The booze coaxed words out of me I normally only reserve for the anonymous written page. I told her things, not much, but “just enough.” How I miss you. How I hope you are doing well and that you are happy. Just enough but not as much as I certainly could have. We exchanged numbers, another strategic move on my part, and I was sure to give her a ring several days later… “just calling to say hi.”
I close my eyes and I see you. When I run, and the runner’s high creeps over me in a cold shiver I see your face. I smell your hair. I long for your smile. I feel your breath on my neck. I have clothes I swear I can still smell you in.
I do not know if things could be the same between us... or if I am setting myself up for failure or disappointment. Reunited or perhaps ruination, whatever this may be, it steadily approaches.
In front of me I see a barren land. In the far-off distance stands a crumbling, ancient wall.

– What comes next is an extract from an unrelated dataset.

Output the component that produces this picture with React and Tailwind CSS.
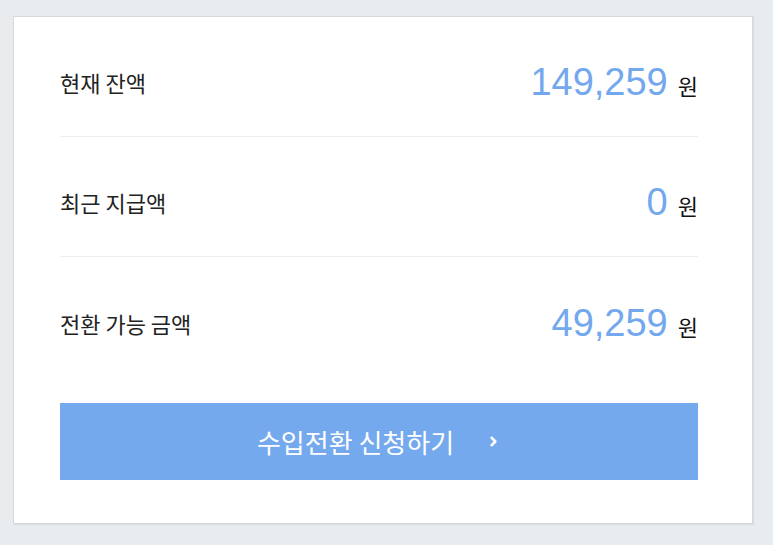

And the whispers I hear, that I have always heard, grow louder.
4 comments:
It seems unusually quiet in here,in Fair Weather ...
http://www.slaafws.org/about.html
everything in me is screaming for a happy end. not meaning 'happy' as in having fun only, because that's shallow and fleeting...i mean, happy, in aristotles ways. haha. oh i never got what he really meant, but i am sure it was good......
at least you know who your soul mate is./might be. i want HIM to be my soul mate so bad but i know he isn't. we are both struggling with that. he'd marry me but i know that this would not be it. it is so sad to say something like that. you are one or more steps ahead....love!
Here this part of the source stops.